The next wave of the future is 3D printing. Every day we see a new article talking about how someone somewhere has printed a machine gun, a space shuttle, or a theme park featuring real live dinosaurs. Finally we have an article that's applicable to Music Times: Researchers at the University of Connecticut are using 3D printers to make replacement parts for antique instruments.
This story is also one that involves teamwork across a variety of fields, so when they make a film version there will be an excellent montage we're sure. Robert Howe, an endocrinologist was familiar with how computers could create near exact replicas of human body parts. He was also a doctoral student of music history, so he figured why not antique instruments? Howe brought his idea to music professor Richard Bass, who reached out to Sina Shahbazmohamadi, UConn's director of 3D printing in the engineering department.
Together they've come up with several great conclusions, not just involving the creation of new pieces. The main obstacle for those looking to make new pieces is that experts rarely get the chance to consider the inner workings of antique instruments, as the owners aren't fond of letting them be cut open and basically made worthless.
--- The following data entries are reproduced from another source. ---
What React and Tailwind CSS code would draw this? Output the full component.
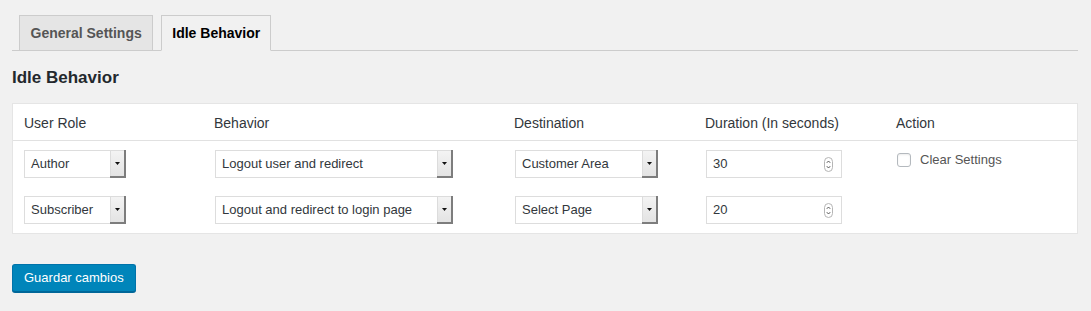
import React from "react";

function Select({ value, width }) {
  return (
    <div
      className="flex h-[28px] items-center border border-[#ddd] bg-white"
      style={{ width }}
    >
      <span className="flex-1 truncate pl-[6px] text-[13px] leading-[26px] text-[#32373c]">
        {value}
      </span>
      <div className="-my-px -mr-px flex h-[28px] w-[16px] items-center justify-center bg-gradient-to-b from-[#f4f4f4] to-[#e2e2e2] pr-[2px] pb-[2px] shadow-[inset_-2px_-2px_0_#7d7d7d,inset_1px_1px_0_#dcdcdc]">
        <svg width="5" height="3" viewBox="0 0 5 3">
          <polygon points="0,0 5,0 2.5,3" fill="#111" />
        </svg>
      </div>
    </div>
  );
}

function NumberInput({ value }) {
  return (
    <div className="flex h-[28px] w-[136px] items-center border border-[#ddd] bg-white pl-[6px] pr-[8px]">
      <span className="flex-1 text-[13px] leading-[26px] text-[#32373c]">{value}</span>
      <svg width="9" height="15" viewBox="0 0 9 15">
        <rect x="0.5" y="0.5" width="8" height="14" rx="4" fill="#fff" stroke="#b5b5b5" />
        <polyline points="2.8,5.8 4.5,4 6.2,5.8" fill="none" stroke="#555" strokeWidth="1" />
        <polyline points="2.8,9.2 4.5,11 6.2,9.2" fill="none" stroke="#555" strokeWidth="1" />
      </svg>
    </div>
  );
}

export default function App() {
  const cols = "grid grid-cols-[190px_300px_191px_191px_1fr]";
  return (
    <div
      className="min-h-[311px] bg-[#f1f1f1] pl-[12px] pr-[13px] pt-[15px]"
      style={{ fontFamily: '"Liberation Sans", Arial, sans-serif' }}
    >
      <div className="flex items-end border-b border-[#ccc]">
        <div className="-mb-px ml-[7px] border border-[#ccc] bg-[#e5e5e5] px-[10.5px] py-[5px] text-[14px] font-bold leading-[24px] text-[#555]">
          General Settings
        </div>
        <div className="-mb-px ml-[8px] border border-[#ccc] border-b-[#f1f1f1] bg-[#f1f1f1] px-[10px] py-[5px] text-[14px] font-bold leading-[24px] text-black">
          Idle Behavior
        </div>
      </div>

      <h2 className="mt-[17px] text-[17px] font-bold leading-[20px] text-[#23282d]">
        Idle Behavior
      </h2>

      <div className="mt-[15px] border border-[#e5e5e5] bg-white">
        <div
          className={`${cols} border-b border-[#e1e1e1] pl-[11px] pt-[9px] pb-[7px] text-[14px] leading-[20px] text-[#32373c]`}
        >
          <div>User Role</div>
          <div>Behavior</div>
          <div>Destination</div>
          <div>Duration (In seconds)</div>
          <div>Action</div>
        </div>

        <div className={`${cols} pl-[11px] pt-[9px] pb-[9px] gap-y-[18px]`}>
          <div>
            <Select value="Author" width={102} />
          </div>
          <div className="pl-px">
            <Select value="Logout user and redirect" width={238} />
          </div>
          <div className="pl-px">
            <Select value="Customer Area" width={143} />
          </div>
          <div className="pl-px">
            <NumberInput value="30" />
          </div>
          <div className="pl-px">
            <div className="flex h-[20px] items-center">
              <span className="h-[14px] w-[14px] rounded-[3px] border border-[#b4b9be] bg-white shadow-[inset_0_1px_2px_rgba(0,0,0,0.08)]" />
              <span className="ml-[9px] text-[13px] leading-[20px] text-[#555]">Clear Settings</span>
            </div>
          </div>

          <div>
            <Select value="Subscriber" width={102} />
          </div>
          <div className="pl-px">
            <Select value="Logout and redirect to login page" width={238} />
          </div>
          <div className="pl-px">
            <Select value="Select Page" width={143} />
          </div>
          <div className="pl-px">
            <NumberInput value="20" />
          </div>
          <div />
        </div>
      </div>

      <button className="mt-[30px] h-[28px] rounded-[3px] border border-[#0073aa] border-b-[#006799] bg-[#0085ba] px-[11px] text-[13px] leading-[26px] text-white shadow-[0_1px_0_#006799]">
        Guardar cambios
      </button>
    </div>
  );
}
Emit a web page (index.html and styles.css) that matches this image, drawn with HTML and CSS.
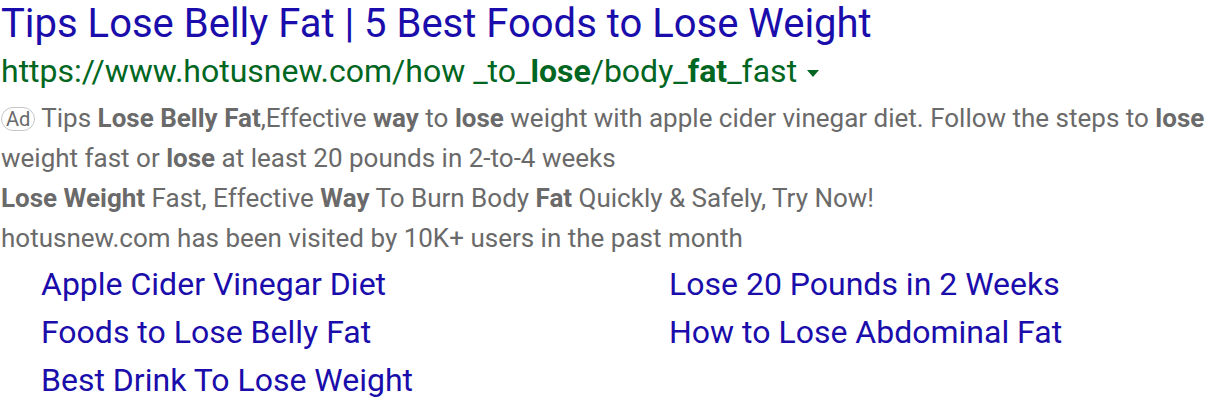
FILE: index.html
```html
<!DOCTYPE html>
<html>
<head>
<meta charset="utf-8">
<link rel="stylesheet" href="styles.css">
</head>
<body>
<div class="ad">
  <a class="title" href="#">Tips Lose Belly Fat | 5 Best Foods to Lose Weight</a>
  <div class="url">https://www.hotusnew.com/how _to_<b>lose</b>/body_<b>fat</b>_fast <span class="arrow"></span></div>
  <div class="desc first"><span class="badge">Ad</span> Tips <b>Lose Belly Fat</b>,Effective <b>way</b> to <b>lose</b> weight with apple cider vinegar diet. Follow the steps to <b>lose</b> weight fast or <b>lose</b> at least 20 pounds in 2-to-4 weeks</div>
  <div class="desc"><b>Lose Weight</b> Fast, Effective <b>Way</b> To Burn Body <b>Fat</b> Quickly &amp; Safely, Try Now!</div>
  <div class="desc">hotusnew.com has been visited by 10K+ users in the past month</div>
  <div class="sitelinks">
    <a href="#">Apple Cider Vinegar Diet</a>
    <a href="#">Lose 20 Pounds in 2 Weeks</a>
    <a href="#">Foods to Lose Belly Fat</a>
    <a href="#">How to Lose Abdominal Fat</a>
    <a href="#">Best Drink To Lose Weight</a>
  </div>
</div>
</body>
</html>
```
FILE: styles.css
```css
html, body {
  margin: 0;
  padding: 0;
  background: #fff;
}
body {
  font-family: Roboto, "Liberation Sans", sans-serif;
}
.ad {
  padding: 0 0 0 1px;
}
.title {
  display: block;
  color: #1a0dab;
  text-decoration: none;
  font-size: 40px;
  line-height: 48px;
}
.url {
  color: #006621;
  font-size: 32px;
  line-height: 46px;
}
.url b {
  font-weight: 700;
}
.arrow {
  display: inline-block;
  width: 0;
  height: 0;
  border-left: 6px solid transparent;
  border-right: 6px solid transparent;
  border-top: 7px solid #006621;
  vertical-align: middle;
  margin-left: 2px;
}
.desc {
  color: #6a6a6a;
  font-size: 26px;
  line-height: 40px;
}
.desc.first {
  margin-top: 4px;
}
.desc b {
  font-weight: 700;
}
.badge {
  display: inline-block;
  border: 1px solid #c6c6c6;
  border-radius: 12px;
  font-size: 20px;
  line-height: 22px;
  padding: 0 4px;
  color: #6a6a6a;
  vertical-align: 1px;
}
.sitelinks {
  display: grid;
  grid-template-columns: 628px 1fr;
  padding-left: 40px;
  margin-top: 2px;
}
.sitelinks a {
  color: #1a0dab;
  text-decoration: none;
  font-size: 32px;
  line-height: 48px;
}
```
The UConn trio used CT scans to examine the instruments, not harming them but still allowing the team to design new parts.
One example: The trio looked at one of the original mouthpieces for a 19th century saxophone created by Adolphe Sax himself. Only three original mouthpieces are believed to still exist. Duplicating them could have caused damage and replicants would have been inexact, but CT scans and 3D printing can help the likelihood that the instruments can be played again, which will also help music researchers discover what older music sounded like based on the instruments used.
Howe himself has since played a recorder dating back to 1740.